Dieltiens has performed and recorded as a member of the chamber music ensemble, Explorations. Dieltiens has also performed with the Hungarian ethnic music group Muzsikás.

==Compositions for contemporary dance==
Along with the choreographer Alain Platel of les ballets C de la B (formerly called Les Ballets Contemporains de la Belgique), Dieltiens created Iets (iets) op Bach. Iets op Bach, which translates loosely as "A Little Something set to Bach", won a Time Out Live Award in London, England in 1998 and a Masque d'Or de la Production Etrangère (Golden Mask for a Foreign Production) award in 1999.

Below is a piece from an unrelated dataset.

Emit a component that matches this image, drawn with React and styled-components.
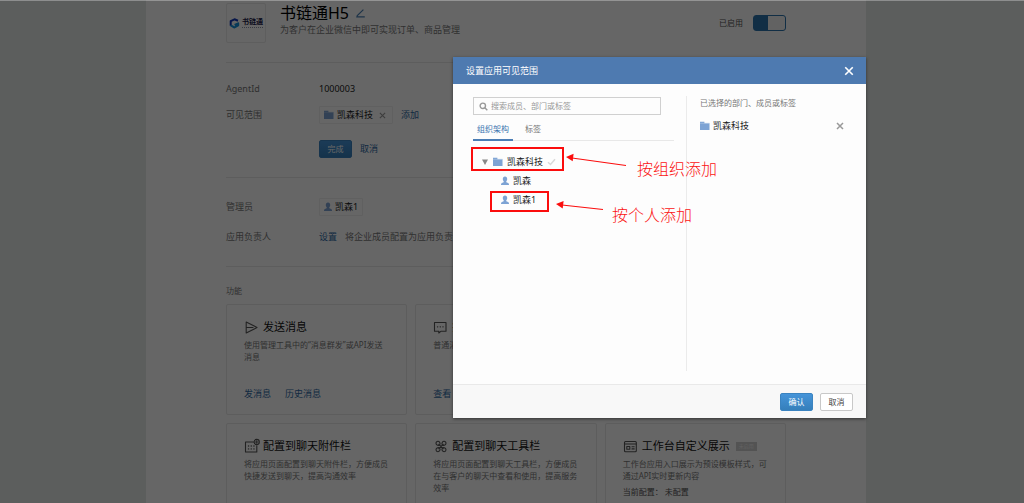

Dieltiens continued his association with Les Ballets C de la B, playing a "fabulously strange and discordant accompaniment" to Les Ballets C de la B's Rien de Rien in 2001.

==Awards==
Other awards Dieltiens has won include a Caecilia Award in Belgium and a Diapason d'Or in France.

==Discography==
Recordings include:
- J.S. Bach: Complete Cello Suites
- Vivaldi: Cello Sonatas, Cello Concertos
- Tartini: Concertos
- Italian Cello Music: Domenico Gabrielli, Benedetto Marcello, Giovanni Bononcini, Alessandro Scarlatti D, Willem de Fesch, Francesco Geminiani
- Wolfgang Amadeus Mozart: Flute Quartets
- Bach, C.P.E. - Cello Concertos Wq 170, 171 & 172 - Orchestra of the Eighteenth Century

==Teaching and competitions==
Dieltiens teaches at the Musikhochschule Hochschule für Musik und Theater in Zürich, Switzerland. Dieltiens is frequently invited to serve as a jury member in competitions such as the International Johann Sebastian Bach Competition in Leipzig, the Queen Elizabeth Competition in Brussels, and the Tchaikowski Competition in Moscow.